Ecologists have produced a global map of human impacts on marine ecosystems. They synthesized 17 data sets of changes from coastal pollution, climate change, sea floor damage, fishing, and other factors, and colored the ocean map according to six levels of impacts. The spectrum ranges from “very low impact” in the polar regions “very high impact” along coastlines in the Northern Hemisphere. The researchers hope the map, presented at the meeting and published today in Science, will aid in the allocation of planning, conservation, and ecosystem management resources. Duke University ecologist Larry Crowder, who was not involved in the study, pointed out that some small, severely threatened ecosystems, such as rare coral reefs, are too small to show up in the new map (via Nature).

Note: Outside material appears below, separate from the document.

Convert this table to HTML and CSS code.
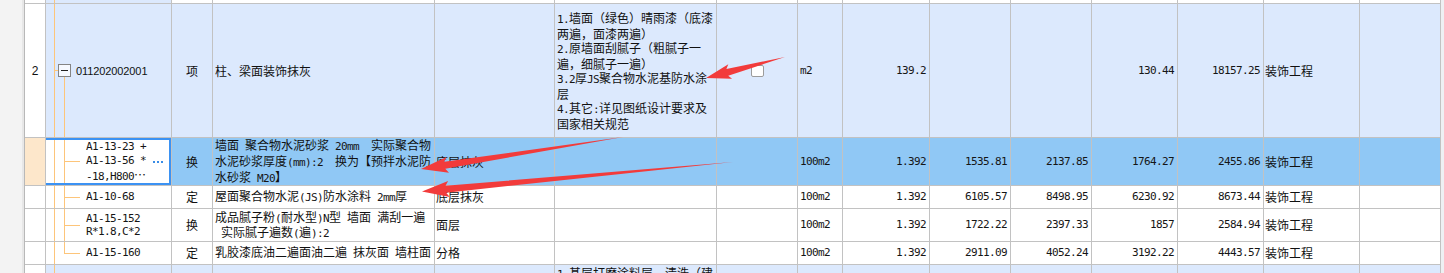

Chemists at the University of California, Los Angeles have developed a method for creating a porous material that can store up to 83 times its own volume of carbon dioxide. The extremely porous material, called a zeolitic imidazolate framework, could potentially be useful for capturing carbon dioxide from smokestacks and coal gasification plants. “Now it’s in the hands of industry,” said Omar Yaghi, a lead researcher on the project. He hopes the material could be commercialized in two to three years (via Technology Review).
Harnessing the energy of sea currents, tides, and waves off the coast of Florida could provide a third of the state’s electricity, according to researchers planning to test an underwater turbine in the gulf stream in the coming months. Although the technology is in its infancy, tide and current energy could eventually supply 6.5 percent of the nation’s electricity according to Roger Bedard of the Electric Power Research Institute. The Federal Energy Regulatory Commission has handed out 47 permits for projects studying the potential of ocean, wave, and tidal energy, and research is underway to determine the cost-effectiveness and environmental effects of ocean energy technologies.
The Sunshine Project, an organization that investigated safety at the nation’s biodefense labs, has been forced to close up shop (subscription) due to lack of funding, reports Science. News of the watchdog’s demise, whose accomplishments include uncovering safety violations at Texas A&M’s biodefense labs and helping destroy smallpox stocks, was met with mixed feelings among scientists and university officials. Some who were subjected to constant probing were relieved, while others lauded the efforts to make the “community more careful” about biosafety.